After a decade at war, foot soldiers get the pink slips
On the morning of Thursday, Jan. 5, President Barack Obama, Defense Secretary Leon Panetta, and other defense officials unveiled the outline of the Pentagon's new defense strategy, which Panetta described as a "strategic shift" to the future. The presentation included only broad strategic guidance, and officials refused to discuss the new strategy's consequences for specific programs or budgets. The task for Obama, Panetta and others at the briefing was to reassure both allies and adversaries about the future of U.S. military power while simultaneously explaining how Pentagon planners were going to get by with $487 billion less than they recently expected. Panetta and others at the podium acknowledged some of the risks that would result. How potential adversaries will interpret the new strategy remains to be seen.

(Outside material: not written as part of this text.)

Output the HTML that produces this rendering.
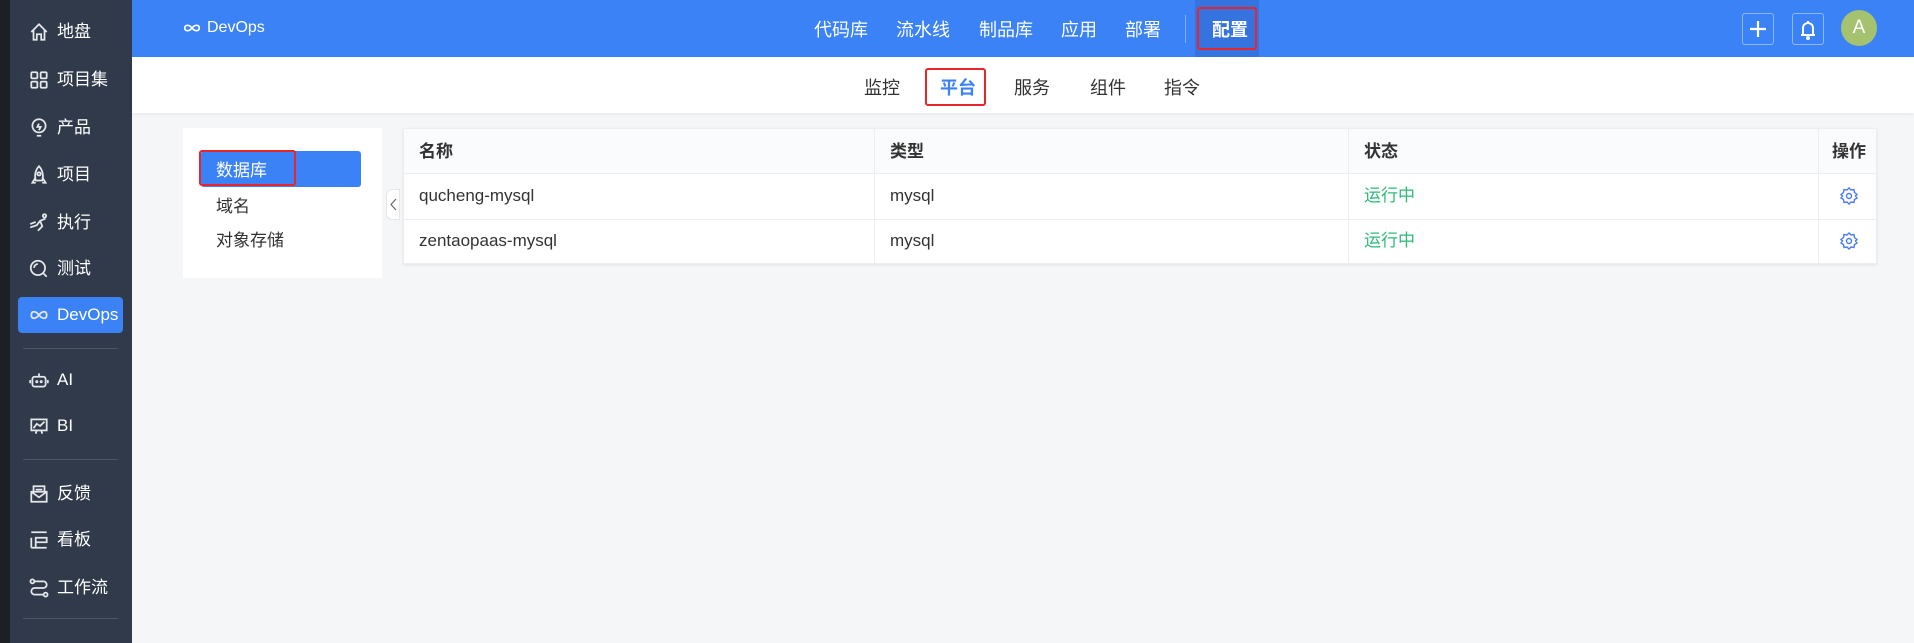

The new strategic guidance ignores the additional $600 billion defense-budget sequestration that was triggered in November by the failure of the deficit-reduction supercommittee and that is due to strike in 2013. At the briefing, Deputy Defense Secretary Ashton Carter said the upcoming Pentagon budget, absorbing the $487 billion blow, will be stunning enough to many on Capitol Hill. Boeing's announcement on Thursday that it is closing a large aircraft plant in Kansas, with the possible loss of 2,160 jobs, may foreshadow some of the economic pain to come, even after the Congress presumably voids the impending sequester.

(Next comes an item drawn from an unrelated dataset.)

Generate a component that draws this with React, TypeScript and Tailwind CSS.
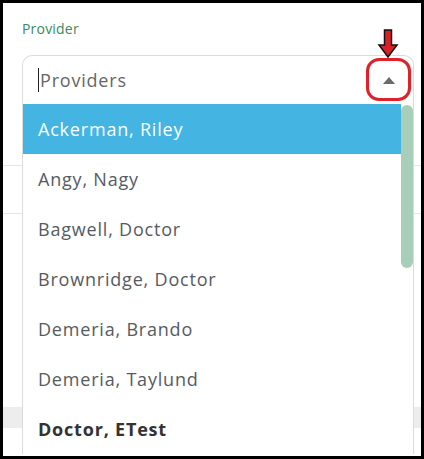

Without discussing numbers, Panetta and his colleagues warned of deep cuts to the Army and Marine Corps. The accompanying strategic guidance document plainly states that "U.S. forces will no longer be sized to conduct large-scale, prolonged stability operations" [italics in original]. It will be difficult to find many observers agitating for more "large-scale, prolonged stability operations." The risk, however, is that the United States could find itself caught short by simultaneous crises that boil over before the Pentagon can mobilize, retrain, and deploy Army and Marine Corps reservists.
The ability to cope with two major regional crises nearly simultaneously is a long-standing assumption that the Pentagon has been edging away from for a decade. The Obama administration is now definitively abandoning it. In the case of multiple crises in the future, the United States may find itself using heavy air and naval firepower in scenarios that in the past might have been deterred by the timely deployment of ground troops, troops that in the future might not be available.
The administration's new strategy is also likely to take an ax to the forward presence of U.S. forces, especially outside the Asia-Pacific region. Panetta said that the U.S. presence in Europe will "adapt and evolve," which is a synonym for European base closures, troop withdrawals, and a downgraded relationship with NATO. Given the low external security threat to Europe (a sharp contrast with Asia), this makes some sense. Europe, however, remains an important transit hub for U.S. operations in the Middle East. The result will be one more strategic risk the Obama team apparently thinks it will be able to manage.
While ground-force staffing, personnel costs, and some weapon systems will be cut or delayed, there are winners in the strategic review. Special operations forces, cyberwarfare programs, unmanned systems, and intelligence gathering will get more funding. More broadly, the new strategy is counting on forces that will be, in Panetta's words, "more agile, more flexible, ready to deploy quickly, innovative, and technologically advanced" to make up for what these forces previously possessed in numbers. How those troops that survive the budget cuts will become more agile, flexible, and innovative remains to be explained.
Interestingly, it was the Joint Chiefs chairman, Gen. Martin Dempsey, and vice chairman, Adm. James Winnefeld, who stressed the need to retain a capacity to regenerate forces and capabilities during future crises. Winnefeld described the need to be "humble" regarding this or any strategy and thus to make no irreversible decisions. Dempsey defended the strategy as being the right one for this moment in time, implying that as circumstances change, so will the strategy.
Dempsey and Winnefeld may be resigning themselves to a repeat of this budget-and-strategy drill in less than a year, under either a new Republican president or changed circumstances as Obama's second term begins. In the meantime, the reality of defense cuts will soon arrive on Capitol Hill, in constituencies in Kansas and elsewhere, and in the perceptions and calculations of Washington's friends and adversaries.